--- start ---

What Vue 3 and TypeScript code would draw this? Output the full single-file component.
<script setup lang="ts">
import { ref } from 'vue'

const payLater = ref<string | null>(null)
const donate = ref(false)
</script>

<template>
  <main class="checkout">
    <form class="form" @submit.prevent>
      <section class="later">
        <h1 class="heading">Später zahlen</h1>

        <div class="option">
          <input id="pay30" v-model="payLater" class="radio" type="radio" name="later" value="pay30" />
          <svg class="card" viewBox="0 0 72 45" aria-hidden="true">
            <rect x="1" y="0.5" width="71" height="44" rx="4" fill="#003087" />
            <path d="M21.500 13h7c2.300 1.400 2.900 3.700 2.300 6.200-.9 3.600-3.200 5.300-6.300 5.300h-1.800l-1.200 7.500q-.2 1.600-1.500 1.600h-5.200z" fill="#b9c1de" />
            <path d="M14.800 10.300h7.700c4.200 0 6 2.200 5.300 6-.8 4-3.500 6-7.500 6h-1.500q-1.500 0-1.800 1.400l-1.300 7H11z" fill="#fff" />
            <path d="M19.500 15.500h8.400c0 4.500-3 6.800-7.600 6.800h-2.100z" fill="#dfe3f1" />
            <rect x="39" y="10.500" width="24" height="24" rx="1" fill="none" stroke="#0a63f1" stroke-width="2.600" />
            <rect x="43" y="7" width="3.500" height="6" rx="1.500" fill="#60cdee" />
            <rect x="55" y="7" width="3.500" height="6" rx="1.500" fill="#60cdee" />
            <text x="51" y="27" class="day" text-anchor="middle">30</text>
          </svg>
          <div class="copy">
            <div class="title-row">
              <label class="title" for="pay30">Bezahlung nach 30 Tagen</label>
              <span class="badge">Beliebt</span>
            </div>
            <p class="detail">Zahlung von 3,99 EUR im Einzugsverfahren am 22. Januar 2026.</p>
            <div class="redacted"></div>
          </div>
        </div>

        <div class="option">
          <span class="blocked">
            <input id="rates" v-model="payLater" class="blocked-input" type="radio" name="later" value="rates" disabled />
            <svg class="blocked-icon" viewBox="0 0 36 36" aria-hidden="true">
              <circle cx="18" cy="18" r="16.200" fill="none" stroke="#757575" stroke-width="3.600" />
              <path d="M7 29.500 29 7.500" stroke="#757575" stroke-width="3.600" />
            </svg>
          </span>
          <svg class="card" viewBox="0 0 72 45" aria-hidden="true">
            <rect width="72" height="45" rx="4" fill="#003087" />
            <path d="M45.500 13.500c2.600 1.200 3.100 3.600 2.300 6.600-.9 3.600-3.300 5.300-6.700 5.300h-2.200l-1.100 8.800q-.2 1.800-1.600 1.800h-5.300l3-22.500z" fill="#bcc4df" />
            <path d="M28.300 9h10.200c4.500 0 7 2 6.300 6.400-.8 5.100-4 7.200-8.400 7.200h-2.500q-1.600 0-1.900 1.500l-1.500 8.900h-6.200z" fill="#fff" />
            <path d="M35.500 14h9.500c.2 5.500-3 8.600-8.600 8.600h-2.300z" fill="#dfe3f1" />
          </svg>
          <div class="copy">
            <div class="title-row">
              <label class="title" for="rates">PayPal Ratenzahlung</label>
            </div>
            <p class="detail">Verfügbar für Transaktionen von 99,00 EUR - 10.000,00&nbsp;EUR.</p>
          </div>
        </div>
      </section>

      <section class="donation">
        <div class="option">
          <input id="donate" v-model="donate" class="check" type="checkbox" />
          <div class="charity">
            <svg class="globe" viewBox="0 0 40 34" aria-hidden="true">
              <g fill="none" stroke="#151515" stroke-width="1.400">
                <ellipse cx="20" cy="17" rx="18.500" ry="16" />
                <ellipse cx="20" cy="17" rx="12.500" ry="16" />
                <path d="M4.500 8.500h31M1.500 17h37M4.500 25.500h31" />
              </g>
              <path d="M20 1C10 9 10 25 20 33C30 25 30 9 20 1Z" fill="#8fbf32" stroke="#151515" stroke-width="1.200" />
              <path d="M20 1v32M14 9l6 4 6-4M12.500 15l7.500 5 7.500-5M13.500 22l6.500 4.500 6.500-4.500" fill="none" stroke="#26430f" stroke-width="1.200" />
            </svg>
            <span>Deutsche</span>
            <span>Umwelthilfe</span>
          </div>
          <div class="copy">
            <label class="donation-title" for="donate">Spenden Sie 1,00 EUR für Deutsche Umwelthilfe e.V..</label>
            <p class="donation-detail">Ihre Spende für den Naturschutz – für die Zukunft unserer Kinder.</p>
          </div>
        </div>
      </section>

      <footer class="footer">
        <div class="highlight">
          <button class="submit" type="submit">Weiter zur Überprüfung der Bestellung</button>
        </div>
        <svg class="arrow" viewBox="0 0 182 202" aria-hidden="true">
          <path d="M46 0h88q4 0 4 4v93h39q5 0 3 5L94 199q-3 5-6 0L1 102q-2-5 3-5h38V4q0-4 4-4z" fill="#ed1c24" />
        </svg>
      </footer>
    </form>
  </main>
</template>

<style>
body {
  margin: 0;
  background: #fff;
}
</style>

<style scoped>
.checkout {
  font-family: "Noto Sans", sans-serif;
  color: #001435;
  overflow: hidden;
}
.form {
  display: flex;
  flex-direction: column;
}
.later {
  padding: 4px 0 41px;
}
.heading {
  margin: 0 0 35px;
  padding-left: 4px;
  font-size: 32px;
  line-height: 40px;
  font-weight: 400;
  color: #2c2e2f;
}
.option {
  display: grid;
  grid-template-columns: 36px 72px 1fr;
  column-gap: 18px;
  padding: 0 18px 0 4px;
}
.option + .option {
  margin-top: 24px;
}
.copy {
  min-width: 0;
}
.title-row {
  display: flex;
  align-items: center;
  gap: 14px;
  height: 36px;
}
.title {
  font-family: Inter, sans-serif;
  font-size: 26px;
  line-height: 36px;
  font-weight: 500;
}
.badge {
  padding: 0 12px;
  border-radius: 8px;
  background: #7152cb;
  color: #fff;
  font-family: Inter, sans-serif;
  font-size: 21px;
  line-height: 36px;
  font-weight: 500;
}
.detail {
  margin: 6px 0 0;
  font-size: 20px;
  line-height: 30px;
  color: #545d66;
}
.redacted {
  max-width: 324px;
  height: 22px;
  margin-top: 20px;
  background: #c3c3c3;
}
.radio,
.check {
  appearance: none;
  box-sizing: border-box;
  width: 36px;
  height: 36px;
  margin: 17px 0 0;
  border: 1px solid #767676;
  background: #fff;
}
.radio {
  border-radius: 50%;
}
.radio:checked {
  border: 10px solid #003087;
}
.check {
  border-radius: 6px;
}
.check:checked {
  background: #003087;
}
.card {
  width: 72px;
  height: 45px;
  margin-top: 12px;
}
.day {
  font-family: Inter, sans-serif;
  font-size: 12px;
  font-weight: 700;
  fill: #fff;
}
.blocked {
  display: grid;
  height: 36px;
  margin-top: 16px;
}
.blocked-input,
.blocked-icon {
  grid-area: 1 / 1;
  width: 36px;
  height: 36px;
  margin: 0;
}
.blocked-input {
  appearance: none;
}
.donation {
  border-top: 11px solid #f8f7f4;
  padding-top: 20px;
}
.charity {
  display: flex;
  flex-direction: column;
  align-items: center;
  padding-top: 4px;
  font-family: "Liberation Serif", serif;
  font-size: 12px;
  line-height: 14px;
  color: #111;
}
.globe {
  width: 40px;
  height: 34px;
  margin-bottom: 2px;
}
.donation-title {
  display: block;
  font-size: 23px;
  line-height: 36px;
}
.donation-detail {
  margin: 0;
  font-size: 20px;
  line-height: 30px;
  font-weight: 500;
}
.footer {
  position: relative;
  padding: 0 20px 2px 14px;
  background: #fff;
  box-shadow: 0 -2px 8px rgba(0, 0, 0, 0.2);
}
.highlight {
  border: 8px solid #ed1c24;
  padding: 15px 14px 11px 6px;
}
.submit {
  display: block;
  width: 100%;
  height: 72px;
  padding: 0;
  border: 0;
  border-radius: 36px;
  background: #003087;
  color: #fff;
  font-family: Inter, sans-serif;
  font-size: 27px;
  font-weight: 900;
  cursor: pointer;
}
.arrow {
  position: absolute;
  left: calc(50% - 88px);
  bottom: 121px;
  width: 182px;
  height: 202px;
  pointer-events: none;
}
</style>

--- end ---
--- start ---

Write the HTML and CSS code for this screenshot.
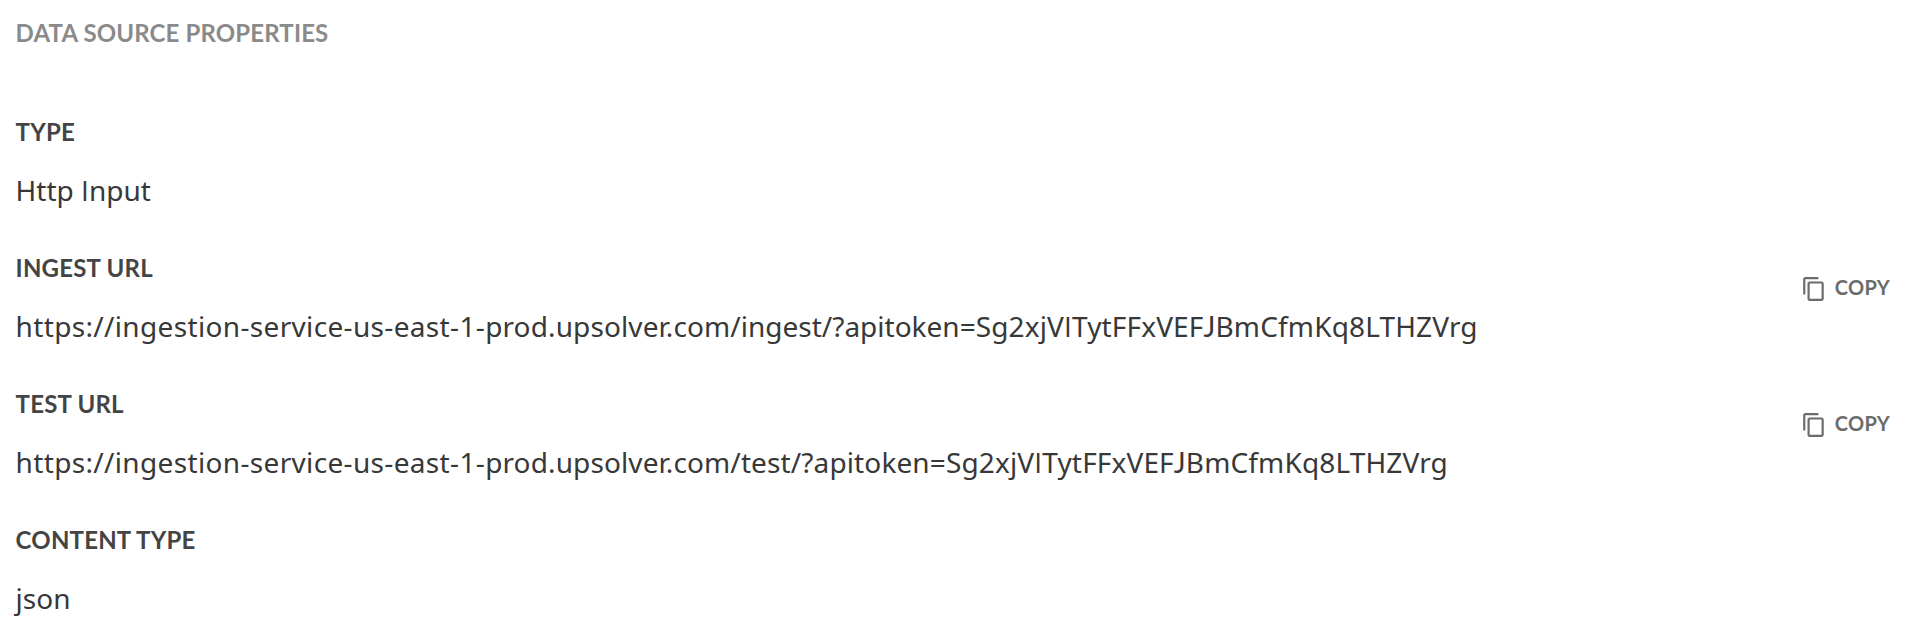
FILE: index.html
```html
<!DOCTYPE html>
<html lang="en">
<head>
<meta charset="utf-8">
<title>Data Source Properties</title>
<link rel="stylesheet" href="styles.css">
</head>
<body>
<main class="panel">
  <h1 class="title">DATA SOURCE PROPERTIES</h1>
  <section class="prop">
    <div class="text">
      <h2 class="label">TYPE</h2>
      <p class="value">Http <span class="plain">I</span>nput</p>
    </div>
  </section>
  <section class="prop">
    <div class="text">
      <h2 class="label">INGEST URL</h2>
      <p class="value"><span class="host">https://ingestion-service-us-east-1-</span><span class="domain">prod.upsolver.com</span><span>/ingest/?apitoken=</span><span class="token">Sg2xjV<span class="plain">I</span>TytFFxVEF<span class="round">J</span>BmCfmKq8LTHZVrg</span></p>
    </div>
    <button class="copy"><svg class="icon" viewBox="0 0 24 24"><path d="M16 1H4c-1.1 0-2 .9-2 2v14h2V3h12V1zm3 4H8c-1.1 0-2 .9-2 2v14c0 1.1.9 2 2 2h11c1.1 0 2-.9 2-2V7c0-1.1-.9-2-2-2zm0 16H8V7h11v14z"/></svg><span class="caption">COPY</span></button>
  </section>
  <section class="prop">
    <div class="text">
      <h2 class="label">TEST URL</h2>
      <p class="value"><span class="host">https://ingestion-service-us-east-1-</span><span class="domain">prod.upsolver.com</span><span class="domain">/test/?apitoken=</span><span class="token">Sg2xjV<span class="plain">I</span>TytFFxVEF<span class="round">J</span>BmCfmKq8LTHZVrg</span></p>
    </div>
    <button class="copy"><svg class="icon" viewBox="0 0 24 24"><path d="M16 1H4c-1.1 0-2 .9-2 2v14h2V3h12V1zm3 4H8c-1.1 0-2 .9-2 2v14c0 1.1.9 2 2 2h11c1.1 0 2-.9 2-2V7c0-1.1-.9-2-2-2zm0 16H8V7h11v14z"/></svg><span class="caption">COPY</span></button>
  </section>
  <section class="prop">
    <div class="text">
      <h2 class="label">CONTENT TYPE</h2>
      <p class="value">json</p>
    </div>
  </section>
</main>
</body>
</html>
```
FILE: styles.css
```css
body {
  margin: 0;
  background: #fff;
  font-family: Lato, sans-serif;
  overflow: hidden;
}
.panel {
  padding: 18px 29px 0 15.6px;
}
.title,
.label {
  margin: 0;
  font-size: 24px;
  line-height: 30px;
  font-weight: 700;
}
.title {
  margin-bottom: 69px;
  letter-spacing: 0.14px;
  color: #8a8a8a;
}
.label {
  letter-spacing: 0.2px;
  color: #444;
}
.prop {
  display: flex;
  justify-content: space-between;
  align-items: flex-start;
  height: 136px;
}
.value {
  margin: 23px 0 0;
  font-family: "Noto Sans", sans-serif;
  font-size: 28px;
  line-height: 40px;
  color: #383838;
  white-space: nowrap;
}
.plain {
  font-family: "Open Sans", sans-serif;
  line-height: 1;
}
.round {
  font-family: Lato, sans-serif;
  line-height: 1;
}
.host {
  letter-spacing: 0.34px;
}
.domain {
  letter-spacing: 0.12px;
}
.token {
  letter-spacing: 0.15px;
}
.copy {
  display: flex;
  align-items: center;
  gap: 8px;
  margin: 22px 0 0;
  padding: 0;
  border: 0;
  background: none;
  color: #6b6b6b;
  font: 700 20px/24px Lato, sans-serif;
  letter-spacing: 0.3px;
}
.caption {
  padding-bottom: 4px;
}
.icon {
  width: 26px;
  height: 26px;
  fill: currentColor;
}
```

--- end ---

■ To be done
In the material above, find the lines that contain "code" and show them.

■ Answer to the problem
What Vue 3 and TypeScript code would draw this? Output the full single-file component.
Write the HTML and CSS code for this screenshot.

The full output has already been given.